17
Fermín abrió los ojos a una inmensidad de blanco celestial. Un ángel uniformado le estaba vendando el muslo y una galería de camillas se perdía en una fuga infinita.
—¿Es esto el purgatorio? —preguntó.
La enfermera alzó la vista y le miró de reojo. No debía de tener más de dieciocho años, y lo primero que Fermín pensó fue que, para ser un ángel en nómina divina, estaba de bastante mejor ver de lo que invitaban a pensar las estampas que se repartían en bautizos y comuniones. La presencia de pensamientos impuros solo podía significar dos cosas: mejoría en el tono físico o inminente condena eterna.
—Vaya por delante que hago apostasía de mi descreimiento canalla y suscribo al pie de la letra los Testamentos, Nuevo y Viejo, en el orden que su angelical merced estime más oportuno.
Al ver que el paciente recobraba el sentido y el habla, la enfermera hizo un gesto y un médico que tenía aspecto de no haber dormido en una semana se aproximó a la camilla. El doctor le alzó los párpados con los dedos y le examinó los ojos.
—¿Estoy muerto? —preguntó Fermín.
—No exagere. Está un tanto cascado, pero en general bastante vivo.
—Entonces ¿esto no es el purgatorio?
—Qué más quisiera usted. Estamos en el hospital Clínico. O sea, en el infierno.
Mientras el médico le examinaba la herida, Fermín consideró el giro de los acontecimientos e intentó recordar cómo había llegado hasta allí.
—¿Cómo se encuentra? —preguntó el doctor.
—Algo preocupado, la verdad. He soñado que Jesucristo me visitaba y teníamos una larga y profunda conversación.
—¿Acerca de qué?
—Primordialmente de fútbol.
—Eso es por el calmante que le hemos dado.
Fermín asintió, aliviado.
—Ya me lo pareció cuando el Señor afirmó que era del Atleti de Madrid.
El médico mostró una leve sonrisa y murmuró unas instrucciones a la enfermera.
—¿Cuánto hace que estoy aquí?
—Unas ocho horas.
—¿Y la criatura?
—¿El niño Jesús?
—No. La niña que estaba conmigo.
La enfermera y el médico intercambiaron una mirada.
—Lo siento, pero no había ninguna niña con usted. Que yo sepa, le encontraron de milagro en una azotea del Raval, desangrándose.
—¿Y no trajeron a ninguna niña conmigo?
El médico bajó la mirada.
—Viva, no.
Fermín hizo amago de incorporarse.

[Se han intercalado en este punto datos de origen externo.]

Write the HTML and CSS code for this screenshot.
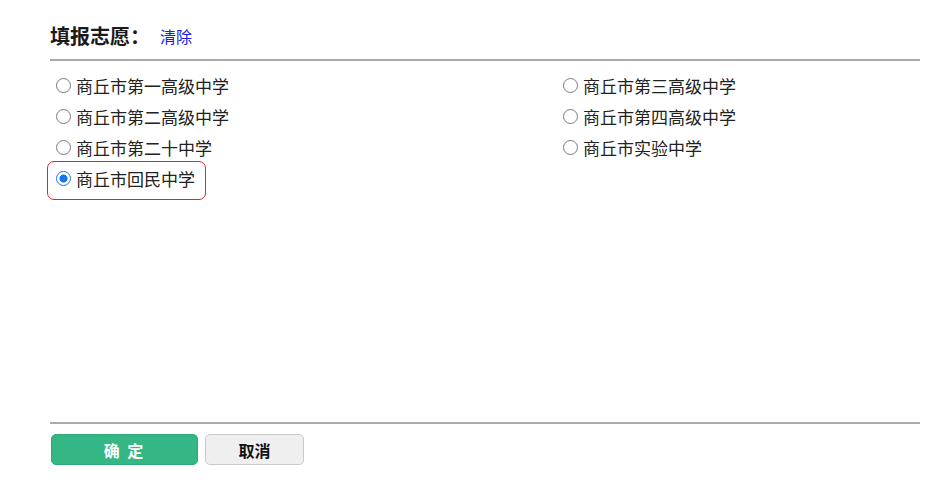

La enfermera y el doctor le sujetaron contra la camilla.
—Doctor, tengo que salir de aquí. Hay una criatura indefensa por ahí que necesita de mi ayuda…
El médico asintió a la enfermera, que rápidamente tomó un frasco del carrito de medicamentos y apósitos que la acompañaban en su periplo por las camillas y empezó a preparar una inyección. Fermín negó con la cabeza pero el médico le sujetó con fuerza.
—Me temo que no puedo dejarle ir todavía. Le voy a pedir un poco de paciencia. No quisiera que tuviésemos un susto.
—No se preocupe, que yo tengo más vidas que un gato.
—Y menos vergüenza que un ministro, motivo por el cual le voy a pedir también que deje de pellizcar en el culo a las enfermeras cuando le cambian las vendas. ¿Estamos?
Fermín sintió la punzada de la aguja en el hombro derecho y el frío esparciéndose por sus venas.
—¿Puede volver usted a preguntar, doctor, por favor? Se llama Alicia.
El doctor aflojó su presa y la dejó reposar en la camilla. Los músculos de Fermín se fundieron en gelatina y sus pupilas se dilataron, haciendo del mundo una acuarela que se deshacía bajo el agua. La voz lejana del médico se perdió en el eco de su descenso. Sintió que caía a través de nubes de algodón y que el blanco de la galería se desmenuzaba en un polvo de luz que se evaporaba en el bálsamo líquido que prometía el paraíso de la química.